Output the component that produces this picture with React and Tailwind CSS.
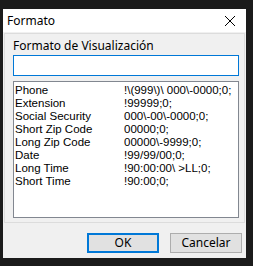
const rows = [
  ['Phone', '!\\(999\\)\\ 000\\-0000;0;'],
  ['Extension', '!99999;0;'],
  ['Social Security', '000\\-00\\-0000;0;'],
  ['Short Zip Code', '00000;0;'],
  ['Long Zip Code', '00000\\-9999;0;'],
  ['Date', '!99/99/00;0;'],
  ['Long Time', '!90:00:00\\ >LL;0;'],
  ['Short Time', '!90:00;0;'],
];

export default function App() {
  return (
    <div className="w-[253px] h-[266px] bg-[#1b1b1b] pl-[3px] pt-[9px] overflow-hidden">
      <div className="w-[243px] h-[249px] flex flex-col bg-[#f0f0f0] font-['Noto_Sans',sans-serif] text-black">
        {/* Title bar */}
        <div className="h-[23px] bg-white flex items-center justify-between pl-[4px] pr-[10px]">
          <span className="text-[12px] leading-none">Formato</span>
          <svg width="12" height="12" viewBox="0 0 12 12" className="text-black">
            <path d="M1 1L11 11M11 1L1 11" stroke="currentColor" strokeWidth="1" fill="none" />
          </svg>
        </div>

        {/* Group box */}
        <div className="ml-[1px] mt-[1px] w-[241px] h-[190px] border border-[#dcdcdc] flex flex-col px-[8px]">
          <div className="text-[12px] leading-none mt-[6px] h-[14px]">Formato de Visualización</div>
          <div className="mt-[1px] h-[21px] w-[226px] border border-[#0078d7] bg-white" />
          <div className="mt-[5px] h-[137px] w-[226px] border border-[#828790] bg-white pt-[2px] font-['Liberation_Sans',sans-serif] text-[11.5px]">
            {rows.map(([name, mask]) => (
              <div key={name} className="flex h-[13px] items-center leading-none">
                <span className="w-[110px] pl-[1px]">{name}</span>
                <span>{mask}</span>
              </div>
            ))}
          </div>
        </div>

        {/* Buttons */}
        <div className="flex gap-[11px] ml-[84px] mt-[10px]">
          <button className="w-[72px] h-[20px] border-2 border-[#0078d7] bg-[#e1e1e1] text-[12px] leading-none flex items-center justify-center">
            OK
          </button>
          <button className="w-[72px] h-[20px] border border-[#adadad] bg-[#e1e1e1] text-[12px] leading-none flex items-center justify-center">
            Cancelar
          </button>
        </div>
      </div>
    </div>
  );
}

_TASK TO COMPLETE_. Output a faithful copy of the data, with each picture left out.

_ANSWER IN FULL_.
Output the component that produces this picture with React and Tailwind CSS.
const rows = [
  ['Phone', '!\\(999\\)\\ 000\\-0000;0;'],
  ['Extension', '!99999;0;'],
  ['Social Security', '000\\-00\\-0000;0;'],
  ['Short Zip Code', '00000;0;'],
  ['Long Zip Code', '00000\\-9999;0;'],
  ['Date', '!99/99/00;0;'],
  ['Long Time', '!90:00:00\\ >LL;0;'],
  ['Short Time', '!90:00;0;'],
];

export default function App() {
  return (
    <div className="w-[253px] h-[266px] bg-[#1b1b1b] pl-[3px] pt-[9px] overflow-hidden">
      <div className="w-[243px] h-[249px] flex flex-col bg-[#f0f0f0] font-['Noto_Sans',sans-serif] text-black">
        {/* Title bar */}
        <div className="h-[23px] bg-white flex items-center justify-between pl-[4px] pr-[10px]">
          <span className="text-[12px] leading-none">Formato</span>
          <svg width="12" height="12" viewBox="0 0 12 12" className="text-black">
            <path d="M1 1L11 11M11 1L1 11" stroke="currentColor" strokeWidth="1" fill="none" />
          </svg>
        </div>

        {/* Group box */}
        <div className="ml-[1px] mt-[1px] w-[241px] h-[190px] border border-[#dcdcdc] flex flex-col px-[8px]">
          <div className="text-[12px] leading-none mt-[6px] h-[14px]">Formato de Visualización</div>
          <div className="mt-[1px] h-[21px] w-[226px] border border-[#0078d7] bg-white" />
          <div className="mt-[5px] h-[137px] w-[226px] border border-[#828790] bg-white pt-[2px] font-['Liberation_Sans',sans-serif] text-[11.5px]">
            {rows.map(([name, mask]) => (
              <div key={name} className="flex h-[13px] items-center leading-none">
                <span className="w-[110px] pl-[1px]">{name}</span>
                <span>{mask}</span>
              </div>
            ))}
          </div>
        </div>

        {/* Buttons */}
        <div className="flex gap-[11px] ml-[84px] mt-[10px]">
          <button className="w-[72px] h-[20px] border-2 border-[#0078d7] bg-[#e1e1e1] text-[12px] leading-none flex items-center justify-center">
            OK
          </button>
          <button className="w-[72px] h-[20px] border border-[#adadad] bg-[#e1e1e1] text-[12px] leading-none flex items-center justify-center">
            Cancelar
          </button>
        </div>
      </div>
    </div>
  );
}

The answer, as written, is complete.